*WHAT IS ASKED*.
Set the data down again, exactly as it reads, but without the pictures.

*INFORMATION SHOWN*.
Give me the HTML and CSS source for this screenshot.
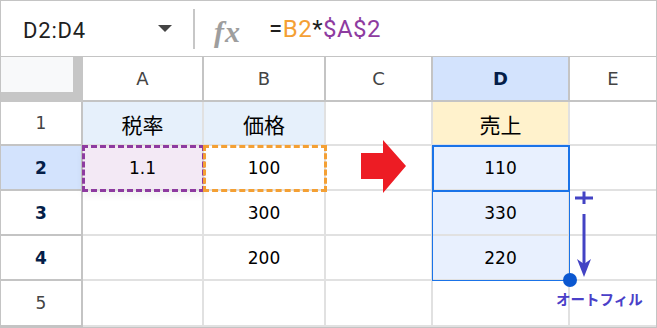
FILE: index.html
```html
<!doctype html>
<html lang="ja">
<head>
    <meta charset="UTF-8">
    <title>オートフィル</title>
    <link rel="stylesheet" href="styles.css">
</head>
<body>
    <div class="sheet">
        <div class="formula-bar">
            <div class="name-box">
                <span class="name">D2:D4</span>
                <span class="caret"></span>
            </div>
            <div class="divider"></div>
            <span class="fx">fx</span>
            <div class="formula">=<span class="ref-b">B2</span>*<span class="ref-a">$A$2</span></div>
        </div>

        <div class="grid">
            <!-- header row -->
            <div class="corner"><div class="corner-inner"></div></div>
            <div class="col-hdr">A</div>
            <div class="col-hdr">B</div>
            <div class="col-hdr">C</div>
            <div class="col-hdr sel">D</div>
            <div class="col-hdr last">E</div>

            <!-- row 1 -->
            <div class="row-hdr">1</div>
            <div class="cell jp head-blue">税率</div>
            <div class="cell jp head-blue">価格</div>
            <div class="cell"></div>
            <div class="cell jp head-yellow">売上</div>
            <div class="cell last"></div>

            <!-- row 2 -->
            <div class="row-hdr sel sel-bg">2</div>
            <div class="cell copy-a">1.1</div>
            <div class="cell copy-b">100</div>
            <div class="cell"></div>
            <div class="cell in-range">110</div>
            <div class="cell last"></div>

            <!-- row 3 -->
            <div class="row-hdr sel">3</div>
            <div class="cell"></div>
            <div class="cell">300</div>
            <div class="cell"></div>
            <div class="cell in-range">330</div>
            <div class="cell last"></div>

            <!-- row 4 -->
            <div class="row-hdr sel">4</div>
            <div class="cell"></div>
            <div class="cell">200</div>
            <div class="cell"></div>
            <div class="cell in-range">220</div>
            <div class="cell last"></div>

            <!-- row 5 -->
            <div class="row-hdr">5</div>
            <div class="cell"></div>
            <div class="cell"></div>
            <div class="cell"></div>
            <div class="cell"></div>
            <div class="cell last"></div>

            <!-- overlays -->
            <svg class="red-arrow" width="45" height="53" viewBox="0 0 45 53">
                <polygon points="0,13 22,13 22,0 45,26 22,53 22,39 0,39" fill="#ed1c24"/>
            </svg>
            <div class="range"></div>
            <div class="active"></div>
            <div class="fill-handle"></div>
            <svg class="fill-arrow" width="20" height="90" viewBox="0 0 20 90">
                <path d="M1 8 H19 M10 1.5 V14" stroke="#4343c4" stroke-width="3" fill="none"/>
                <path d="M10 24 V76" stroke="#4343c4" stroke-width="3" fill="none"/>
                <polygon points="3,69 10,74 17,69 10,87" fill="#4343c4"/>
            </svg>
            <div class="fill-label">オートフィル</div>
        </div>
    </div>
</body>
</html>
```

FILE: styles.css
```css
body {
    margin: 0;
    background: #fff;
}

.sheet {
    width: 655px;
    height: 326px;
    border: 1px solid #c4c4c4;
    font-family: 'Roboto', 'Noto Sans CJK JP', sans-serif;
    color: #000;
    overflow: hidden;
}

/* formula bar */
.formula-bar {
    height: 55px;
    border-bottom: 1px solid #c4c4c4;
    display: flex;
    align-items: center;
}

.name-box {
    width: 192px;
    box-sizing: border-box;
    padding: 3px 21px 0 22px;
    display: flex;
    align-items: center;
    justify-content: space-between;
}

.name {
    font-size: 22px;
    color: #1f1f1f;
    letter-spacing: 0.8px;
}

.caret {
    width: 0;
    height: 0;
    margin-top: -4px;
    border-left: 7.5px solid transparent;
    border-right: 7.5px solid transparent;
    border-top: 7px solid #444;
}

.divider {
    width: 2px;
    height: 40px;
    background: #c7c7c7;
}

.fx {
    margin-left: 19px;
    font-family: 'Liberation Serif', serif;
    font-style: italic;
    font-weight: bold;
    font-size: 30px;
    letter-spacing: 1px;
    color: #9e9e9e;
    margin-top: 6px;
}

.formula {
    margin-left: 28px;
    font-size: 24px;
    letter-spacing: 0.5px;
    color: #1f1f1f;
}

.ref-b {
    color: #f4a034;
}

.ref-a {
    color: #8e3ba0;
}

/* grid */
.grid {
    position: relative;
    display: grid;
    grid-template-columns: 82px 121px 122px 107px 137px 1fr;
    grid-template-rows: 45px 44px 45px 45px 45px 1fr;
    height: 270px;
}

.corner {
    background: #c6c6c6;
}

.corner-inner {
    width: 72px;
    height: 35px;
    background: #f8f9fa;
}

.col-hdr,
.row-hdr,
.cell {
    box-sizing: border-box;
    display: flex;
    align-items: center;
    justify-content: center;
}

.col-hdr {
    font-family: 'DejaVu Sans', sans-serif;
    font-size: 18px;
    color: #444;
    border-right: 2px solid #c4c4c4;
    border-bottom: 2px solid #c4c4c4;
}

.row-hdr {
    font-family: 'DejaVu Sans', sans-serif;
    font-size: 17px;
    color: #444;
    border-right: 2px solid #c4c4c4;
    border-bottom: 2px solid #c4c4c4;
}

.col-hdr.sel {
    background: #d3e3fd;
    color: #041e49;
    font-weight: bold;
}

.row-hdr.sel {
    color: #041e49;
    font-weight: bold;
}

.row-hdr.sel-bg {
    background: #d3e3fd;
}

.cell {
    font-family: 'DejaVu Sans', sans-serif;
    font-size: 17px;
    border-right: 2px solid #e1e1e1;
    border-bottom: 2px solid #e1e1e1;
}

.col-hdr.last,
.cell.last {
    border-right: none;
}

.cell.jp {
    font-family: 'Noto Sans CJK JP', sans-serif;
    font-size: 21px;
    padding-top: 2px;
}

.head-blue {
    background: #e6f0fb;
}

.head-yellow {
    background: #fff2cc;
}

.in-range {
    background: #e8f0fe;
}

.copy-a {
    background: #f3e9f5;
    outline: 3px dashed #8e3ba0;
    outline-offset: -2px;
    position: relative;
    z-index: 1;
    box-shadow: 0 4px 8px rgba(0, 0, 0, 0.06);
}

.copy-b {
    outline: 3px dashed #f4a034;
    outline-offset: -2px;
    position: relative;
    z-index: 1;
}

/* overlays */
.red-arrow {
    position: absolute;
    left: 360px;
    top: 83px;
}

.range {
    position: absolute;
    left: 431px;
    top: 88px;
    width: 138px;
    height: 136px;
    box-sizing: border-box;
    border: 1px solid #1a73e8;
}

.active {
    position: absolute;
    left: 431px;
    top: 88px;
    width: 138px;
    height: 47px;
    box-sizing: border-box;
    border: 2px solid #1a73e8;
}

.fill-handle {
    position: absolute;
    left: 562px;
    top: 216px;
    width: 14px;
    height: 14px;
    border-radius: 50%;
    background: #0b57d0;
}

.fill-arrow {
    position: absolute;
    left: 573px;
    top: 133px;
}

.fill-label {
    position: absolute;
    left: 555px;
    top: 233px;
    font-family: 'Noto Sans CJK JP', sans-serif;
    font-weight: bold;
    font-size: 14.5px;
    line-height: 18px;
    color: #4a40c8;
    white-space: nowrap;
}
```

*WRITTEN SOLUTION*.
Give me the HTML and CSS source for this screenshot.
FILE: index.html
```html
<!doctype html>
<html lang="ja">
<head>
    <meta charset="UTF-8">
    <title>オートフィル</title>
    <link rel="stylesheet" href="styles.css">
</head>
<body>
    <div class="sheet">
        <div class="formula-bar">
            <div class="name-box">
                <span class="name">D2:D4</span>
                <span class="caret"></span>
            </div>
            <div class="divider"></div>
            <span class="fx">fx</span>
            <div class="formula">=<span class="ref-b">B2</span>*<span class="ref-a">$A$2</span></div>
        </div>

        <div class="grid">
            <!-- header row -->
            <div class="corner"><div class="corner-inner"></div></div>
            <div class="col-hdr">A</div>
            <div class="col-hdr">B</div>
            <div class="col-hdr">C</div>
            <div class="col-hdr sel">D</div>
            <div class="col-hdr last">E</div>

            <!-- row 1 -->
            <div class="row-hdr">1</div>
            <div class="cell jp head-blue">税率</div>
            <div class="cell jp head-blue">価格</div>
            <div class="cell"></div>
            <div class="cell jp head-yellow">売上</div>
            <div class="cell last"></div>

            <!-- row 2 -->
            <div class="row-hdr sel sel-bg">2</div>
            <div class="cell copy-a">1.1</div>
            <div class="cell copy-b">100</div>
            <div class="cell"></div>
            <div class="cell in-range">110</div>
            <div class="cell last"></div>

            <!-- row 3 -->
            <div class="row-hdr sel">3</div>
            <div class="cell"></div>
            <div class="cell">300</div>
            <div class="cell"></div>
            <div class="cell in-range">330</div>
            <div class="cell last"></div>

            <!-- row 4 -->
            <div class="row-hdr sel">4</div>
            <div class="cell"></div>
            <div class="cell">200</div>
            <div class="cell"></div>
            <div class="cell in-range">220</div>
            <div class="cell last"></div>

            <!-- row 5 -->
            <div class="row-hdr">5</div>
            <div class="cell"></div>
            <div class="cell"></div>
            <div class="cell"></div>
            <div class="cell"></div>
            <div class="cell last"></div>

            <!-- overlays -->
            <svg class="red-arrow" width="45" height="53" viewBox="0 0 45 53">
                <polygon points="0,13 22,13 22,0 45,26 22,53 22,39 0,39" fill="#ed1c24"/>
            </svg>
            <div class="range"></div>
            <div class="active"></div>
            <div class="fill-handle"></div>
            <svg class="fill-arrow" width="20" height="90" viewBox="0 0 20 90">
                <path d="M1 8 H19 M10 1.5 V14" stroke="#4343c4" stroke-width="3" fill="none"/>
                <path d="M10 24 V76" stroke="#4343c4" stroke-width="3" fill="none"/>
                <polygon points="3,69 10,74 17,69 10,87" fill="#4343c4"/>
            </svg>
            <div class="fill-label">オートフィル</div>
        </div>
    </div>
</body>
</html>
```

FILE: styles.css
```css
body {
    margin: 0;
    background: #fff;
}

.sheet {
    width: 655px;
    height: 326px;
    border: 1px solid #c4c4c4;
    font-family: 'Roboto', 'Noto Sans CJK JP', sans-serif;
    color: #000;
    overflow: hidden;
}

/* formula bar */
.formula-bar {
    height: 55px;
    border-bottom: 1px solid #c4c4c4;
    display: flex;
    align-items: center;
}

.name-box {
    width: 192px;
    box-sizing: border-box;
    padding: 3px 21px 0 22px;
    display: flex;
    align-items: center;
    justify-content: space-between;
}

.name {
    font-size: 22px;
    color: #1f1f1f;
    letter-spacing: 0.8px;
}

.caret {
    width: 0;
    height: 0;
    margin-top: -4px;
    border-left: 7.5px solid transparent;
    border-right: 7.5px solid transparent;
    border-top: 7px solid #444;
}

.divider {
    width: 2px;
    height: 40px;
    background: #c7c7c7;
}

.fx {
    margin-left: 19px;
    font-family: 'Liberation Serif', serif;
    font-style: italic;
    font-weight: bold;
    font-size: 30px;
    letter-spacing: 1px;
    color: #9e9e9e;
    margin-top: 6px;
}

.formula {
    margin-left: 28px;
    font-size: 24px;
    letter-spacing: 0.5px;
    color: #1f1f1f;
}

.ref-b {
    color: #f4a034;
}

.ref-a {
    color: #8e3ba0;
}

/* grid */
.grid {
    position: relative;
    display: grid;
    grid-template-columns: 82px 121px 122px 107px 137px 1fr;
    grid-template-rows: 45px 44px 45px 45px 45px 1fr;
    height: 270px;
}

.corner {
    background: #c6c6c6;
}

.corner-inner {
    width: 72px;
    height: 35px;
    background: #f8f9fa;
}

.col-hdr,
.row-hdr,
.cell {
    box-sizing: border-box;
    display: flex;
    align-items: center;
    justify-content: center;
}

.col-hdr {
    font-family: 'DejaVu Sans', sans-serif;
    font-size: 18px;
    color: #444;
    border-right: 2px solid #c4c4c4;
    border-bottom: 2px solid #c4c4c4;
}

.row-hdr {
    font-family: 'DejaVu Sans', sans-serif;
    font-size: 17px;
    color: #444;
    border-right: 2px solid #c4c4c4;
    border-bottom: 2px solid #c4c4c4;
}

.col-hdr.sel {
    background: #d3e3fd;
    color: #041e49;
    font-weight: bold;
}

.row-hdr.sel {
    color: #041e49;
    font-weight: bold;
}

.row-hdr.sel-bg {
    background: #d3e3fd;
}

.cell {
    font-family: 'DejaVu Sans', sans-serif;
    font-size: 17px;
    border-right: 2px solid #e1e1e1;
    border-bottom: 2px solid #e1e1e1;
}

.col-hdr.last,
.cell.last {
    border-right: none;
}

.cell.jp {
    font-family: 'Noto Sans CJK JP', sans-serif;
    font-size: 21px;
    padding-top: 2px;
}

.head-blue {
    background: #e6f0fb;
}

.head-yellow {
    background: #fff2cc;
}

.in-range {
    background: #e8f0fe;
}

.copy-a {
    background: #f3e9f5;
    outline: 3px dashed #8e3ba0;
    outline-offset: -2px;
    position: relative;
    z-index: 1;
    box-shadow: 0 4px 8px rgba(0, 0, 0, 0.06);
}

.copy-b {
    outline: 3px dashed #f4a034;
    outline-offset: -2px;
    position: relative;
    z-index: 1;
}

/* overlays */
.red-arrow {
    position: absolute;
    left: 360px;
    top: 83px;
}

.range {
    position: absolute;
    left: 431px;
    top: 88px;
    width: 138px;
    height: 136px;
    box-sizing: border-box;
    border: 1px solid #1a73e8;
}

.active {
    position: absolute;
    left: 431px;
    top: 88px;
    width: 138px;
    height: 47px;
    box-sizing: border-box;
    border: 2px solid #1a73e8;
}

.fill-handle {
    position: absolute;
    left: 562px;
    top: 216px;
    width: 14px;
    height: 14px;
    border-radius: 50%;
    background: #0b57d0;
}

.fill-arrow {
    position: absolute;
    left: 573px;
    top: 133px;
}

.fill-label {
    position: absolute;
    left: 555px;
    top: 233px;
    font-family: 'Noto Sans CJK JP', sans-serif;
    font-weight: bold;
    font-size: 14.5px;
    line-height: 18px;
    color: #4a40c8;
    white-space: nowrap;
}
```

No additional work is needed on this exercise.